WeWork locations, gas stations, local broadcast stations, and now local airwaves — Cheddar, the “CNBC for millennials” by Jon Steinberg, is blaring business news at local viewers in multiple ways.

On Thursday Cheddar announced that its programming will air for half an hour every weeknight on CUNY TV, the independent station by the City University of New York, starting with Cheddar’s regular national news and eventually zeroing in on local New York news like the looming L train shutdown, according to Steinberg.

That comes on top of its Cheddar Local initiative launched last summer, featuring one- to two-minute market updates from Cheddar on stations like New York’s News 12 Networks and Tegna’s ABC station in Sacramento. Last November, Cheddar also began a partnership with the coworking space network WeWork to bring in on-air guests via remote studios.

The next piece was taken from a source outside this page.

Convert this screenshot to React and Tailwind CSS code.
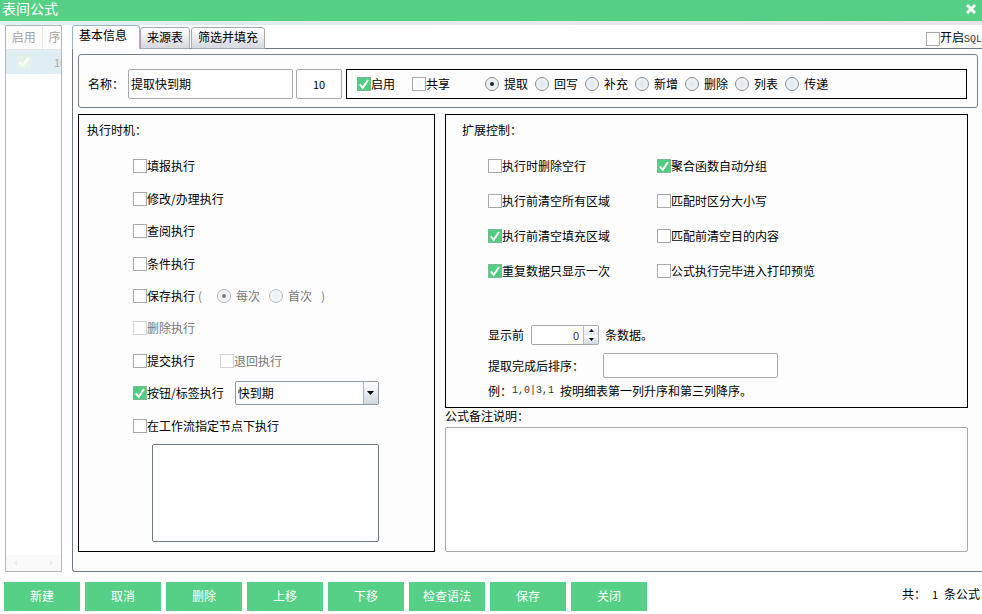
import { useState } from 'react';

const TABS = ['基本信息', '来源表', '筛选并填充'];
const MODES = ['提取', '回写', '补充', '新增', '删除', '列表', '传递'];
const ACTIONS = ['新建', '取消', '删除', '上移', '下移', '检查语法', '保存', '关闭'];

// left column, then right column of each row
const OPTIONS = [
  { label: '执行时删除空行' },
  { label: '聚合函数自动分组', checked: true },
  { label: '执行前清空所有区域' },
  { label: '匹配时区分大小写' },
  { label: '执行前清空填充区域', checked: true },
  { label: '匹配前清空目的内容' },
  { label: '重复数据只显示一次', checked: true },
  { label: '公式执行完毕进入打印预览' },
];

const Check = ({ label, checked = false, disabled = false }) => (
  <label className={`inline-flex items-center whitespace-nowrap ${disabled ? 'text-[#777777]' : 'text-black'}`}>
    <span className="relative w-[14px] h-[14px] shrink-0">
      <input
        type="checkbox"
        defaultChecked={checked}
        disabled={disabled}
        className="peer block appearance-none w-[14px] h-[14px] border border-[#a9a9a9] bg-white checked:bg-[#4fcd80] checked:border-[#7fb898] disabled:border-[#d4d4d4]"
      />
      <svg viewBox="0 0 14 14" className="absolute inset-0 hidden peer-checked:block pointer-events-none" fill="none" stroke="white" strokeWidth="2">
        <path d="M2.8 7.4 L5.7 10.8 L11 3" />
      </svg>
    </span>
    <span>{label}</span>
  </label>
);

const Radio = ({ name, label, checked = false, disabled = false }) => (
  <label className={`inline-flex items-center gap-[5px] whitespace-nowrap ${disabled ? 'text-[#777777]' : 'text-black'}`}>
    <span className={`relative w-[14px] h-[14px] shrink-0 ${disabled ? 'opacity-60' : ''}`}>
      <input
        type="radio"
        name={name}
        defaultChecked={checked}
        disabled={disabled}
        className="peer block appearance-none w-[14px] h-[14px] rounded-full border border-[#858d94] bg-radial from-[#dde6ec] to-[#f8fafb]"
      />
      <span className="absolute inset-[5px] rounded-full bg-[#222] hidden peer-checked:block pointer-events-none"></span>
    </span>
    <span>{label}</span>
  </label>
);

const FormulaList = () => (
  <aside className="w-[57px] shrink-0 border border-[#b4b8bb] bg-white overflow-hidden flex flex-col justify-between">
    <table className="w-[90px] table-fixed text-[#a5a5a5]">
      <thead>
        <tr className="h-[23px] bg-[#fcfcfc]">
          <th className="w-9 font-normal border-r border-b border-[#e2e6e8]">启用</th>
          <th className="font-normal text-left pl-[6px] border-b border-[#e2e6e8]">序号</th>
        </tr>
      </thead>
      <tbody>
        <tr className="h-[25px] bg-[#dfeef5]">
          <td>
            <svg viewBox="0 0 14 14" className="w-[14px] h-[14px] mx-auto bg-[#e3f3ea]" fill="none" stroke="#fdfff0" strokeWidth="2">
              <path d="M2.5 7.5 L5.5 11 L11.5 3" />
            </svg>
          </td>
          <td className="pl-3 text-[11px]">10</td>
        </tr>
      </tbody>
    </table>
    <div className="h-4 bg-[#fafafa] flex items-center justify-between px-2">
      <svg viewBox="0 0 3 6" className="w-[3px] h-[6px]" fill="#eaeef0"><path d="M3 0v6L0 3z" /></svg>
      <svg viewBox="0 0 3 6" className="w-[3px] h-[6px]" fill="#eaeef0"><path d="M0 0v6l3-3z" /></svg>
    </div>
  </aside>
);

const TimingGroup = () => (
  <section className="w-[357px] shrink-0 border border-black flex flex-col pt-[7px] pb-[9px]">
    <h2 className="pl-2">执行时机：</h2>
    <div className="flex-1 grid auto-rows-fr items-center mt-3 mb-[2px] pl-[54px]">
      <div className="flex"><Check label="填报执行" /></div>
      <div className="flex"><Check label="修改/办理执行" /></div>
      <div className="flex"><Check label="查阅执行" /></div>
      <div className="flex"><Check label="条件执行" /></div>
      <div className="flex items-center">
        <Check label="保存执行" />
        <span className="text-[#777777] pl-[3px] w-[22px]">(</span>
        <div className="flex gap-[9px]">
          <Radio name="saveTime" label="每次" checked disabled />
          <Radio name="saveTime" label="首次" disabled />
        </div>
        <span className="text-[#777777] pl-[9px]">)</span>
      </div>
      <div className="flex"><Check label="删除执行" disabled /></div>
      <div className="flex gap-[25px]">
        <Check label="提交执行" />
        <Check label="退回执行" disabled />
      </div>
      <div className="flex items-center gap-[11px]">
        <Check label="按钮/标签执行" checked />
        <div className="relative w-36 h-6">
          <select aria-label="按钮/标签" className="appearance-none block w-full h-full pl-[2px] border border-[#8d979e] rounded-[2px] bg-white text-black">
            <option>快到期</option>
          </select>
          <span className="absolute right-px top-px bottom-px w-[15px] border-l border-[#a9b3bb] bg-linear-to-b from-white to-[#cfd8e2] flex items-center justify-center pointer-events-none">
            <svg viewBox="0 0 7 4" className="w-[7px] h-1"><path d="M0 0h7L3.5 4z" /></svg>
          </span>
        </div>
      </div>
      <div className="flex"><Check label="在工作流指定节点下执行" /></div>
    </div>
    <textarea aria-label="工作流节点" className="block h-[98px] ml-[73px] mr-[55px] border border-[#6d7a86] rounded-[2px] bg-white resize-none"></textarea>
  </section>
);

const ExtendGroup = () => {
  const [limit, setLimit] = useState(0);

  return (
    <section className="border border-black pt-[7px] pb-2">
      <h2 className="pl-4">扩展控制：</h2>
      <div className="mt-[10px] pl-[42px] grid grid-cols-[169px_1fr] auto-rows-[35px] items-center">
        {OPTIONS.map((opt) => (
          <div key={opt.label} className="flex"><Check label={opt.label} checked={opt.checked} /></div>
        ))}
      </div>

      <div className="mt-[37px] pl-[42px]">
        <div className="flex items-center h-5">
          <label htmlFor="limit" className="w-[43px]">显示前</label>
          <div className="flex w-[68px] h-5 border border-[#a3a9ad] rounded-[2px] bg-white">
            <input
              id="limit"
              value={limit}
              onChange={(e) => setLimit(Number(e.target.value) || 0)}
              className="flex-1 min-w-0 text-right pr-1 text-[11px] text-[#333]"
            />
            <div className="w-[15px] flex flex-col border-l border-[#b4bcc4]">
              <button aria-label="增加" onClick={() => setLimit(limit + 1)} className="flex-1 flex items-center justify-center bg-linear-to-b from-white to-[#dde4ec]">
                <svg viewBox="0 0 5 3" className="w-[5px] h-[3px]"><path d="M0 3h5L2.5 0z" /></svg>
              </button>
              <button aria-label="减少" onClick={() => setLimit(Math.max(0, limit - 1))} className="flex-1 flex items-center justify-center bg-linear-to-b from-white to-[#cfd8e2]">
                <svg viewBox="0 0 5 3" className="w-[5px] h-[3px]"><path d="M0 0h5L2.5 3z" /></svg>
              </button>
            </div>
          </div>
          <span className="pl-[6px]">条数据。</span>
        </div>
        <div className="flex items-center mt-2">
          <label htmlFor="order" className="w-[115px]">提取完成后排序：</label>
          <input id="order" className="w-[175px] h-[25px] px-[2px] border border-[#a3a9ad] rounded-[2px] bg-white" />
        </div>
        <p className="mt-[5px] flex items-center">
          <span className="w-6">例：</span>
          <span className="w-12 font-['Liberation_Mono'] text-[10px] text-[#333]">1,0|3,1</span>
          <span>按明细表第一列升序和第三列降序。</span>
        </p>
      </div>
    </section>
  );
};

const App = () => {
  const [tab, setTab] = useState(0);

  return (
    <div className="h-screen flex flex-col overflow-hidden bg-white text-black text-[12px] leading-4 font-['Noto_Sans_CJK_SC',sans-serif]">
      <header className="h-[21px] shrink-0 bg-[#55d086] flex items-start justify-between pl-[2px] pr-[6px] text-white">
        <h1 className="text-sm leading-4">表间公式</h1>
        <button aria-label="关闭窗口" className="pt-1">
          <svg viewBox="0 0 10 10" className="block w-[10px] h-[10px]" stroke="white" strokeWidth="3"><path d="M1 1 L9 9 M9 1 L1 9" /></svg>
        </button>
      </header>
      <div className="h-1 shrink-0 bg-linear-to-r from-[#dff0ee] to-[#e9e4e9]"></div>

      <div className="flex-1 min-h-0 flex pl-[5px] gap-[10px]">
        <FormulaList />

        <main className="flex-1 min-w-0 flex flex-col">
          {/* Tab bar */}
          <div className="flex items-end justify-between h-6 shrink-0 -mb-px relative">
            <div className="flex items-end h-full">
              {TABS.map((name, i) => (
                <button
                  key={name}
                  onClick={() => setTab(i)}
                  className={`px-[6px] border rounded-t-[3px] whitespace-nowrap ${
                    i === tab
                      ? 'h-6 pr-3 pb-1 bg-white border-[#8fb9c4] border-b-white'
                      : 'h-[22px] mr-px pb-[2px] bg-linear-to-b from-white to-[#d5d8df] border-[#a4a9ae]'
                  }`}
                >
                  {name}
                </button>
              ))}
            </div>
            <div className="w-14 h-5 overflow-hidden">
              <Check label={<>开启<span className="font-['Liberation_Mono'] text-[10px] text-[#333]">SQL</span></>} />
            </div>
          </div>

          <div className="flex-1 min-h-0 flex flex-col gap-[6px] border border-r-0 border-[#6d7a86] rounded-bl-[3px] bg-[#fdfdfe] pt-[5px] pl-[5px] pb-[19px]">
            {/* Name row */}
            <div className="mr-1 h-[54px] shrink-0 flex items-center pt-[6px] pl-[9px] pr-[10px] pb-[1px] border border-[#75808a] rounded-[3px]">
              <label htmlFor="name" className="w-10">名称：</label>
              <input id="name" defaultValue="提取快到期" className="w-[165px] h-[30px] px-[2px] mr-[3px] border border-[#a3a9ad] rounded-[2px] bg-white" />
              <input aria-label="序号" defaultValue="10" className="w-[46px] h-[30px] mr-1 text-center text-[11px] border border-[#a3a9ad] rounded-[2px] bg-white" />
              <div className="flex-1 h-[30px] flex items-center pl-[10px] border border-black">
                <div className="flex gap-[17px] mr-[35px]">
                  <Check label="启用" checked />
                  <Check label="共享" />
                </div>
                <div className="flex gap-[7px]">
                  {MODES.map((m, i) => <Radio key={m} name="mode" label={m} checked={i === 0} />)}
                </div>
              </div>
            </div>

            <div className="flex-1 min-h-0 flex gap-[10px] mr-[14px]">
              <TimingGroup />
              <div className="flex-1 min-w-0 flex flex-col">
                <ExtendGroup />
                <label htmlFor="remark">公式备注说明：</label>
                <textarea id="remark" className="flex-1 mt-[3px] p-1 border border-[#a9a9a9] rounded-[2px] bg-white resize-none"></textarea>
              </div>
            </div>
          </div>
        </main>
      </div>

      <footer className="shrink-0 flex items-start justify-between pt-[10px] pb-[3px] pl-1 pr-[2px]">
        <div className="flex gap-[5px]">
          {ACTIONS.map((a) => (
            <button key={a} className="w-[76px] h-[29px] pb-px bg-[#55d086] hover:bg-[#48c47a] text-white">{a}</button>
          ))}
        </div>
        <p className="flex pt-1">
          <span className="w-[30px]">共：</span>
          <span className="w-3 text-[11px]">1</span>
          <span>条公式</span>
        </p>
      </footer>
    </div>
  );
};

export default App;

“We supply business news to local stations via Cheddar Local. Now we’re moving into local airwaves and cable. Soon we’ll unify the threads,” Steinberg told me.

Cheddar’s game plan is to be everywhere viewers are, which is why it also plays in 20-second segments on those gas station screens that you can’t avoid listening to while fueling up. It’s also available on Sling TV, Hulu, YouTube TV, Snapchat, fuboTV, Philo, Amazon, Twitch, Twitter, some smart TVs, and Facebook. The network also has plans for an international expansion.

After raising $22 million earlier this year, Cheddar is now valued at $160 million and has about 130 employees, according to the Wall Street Journal.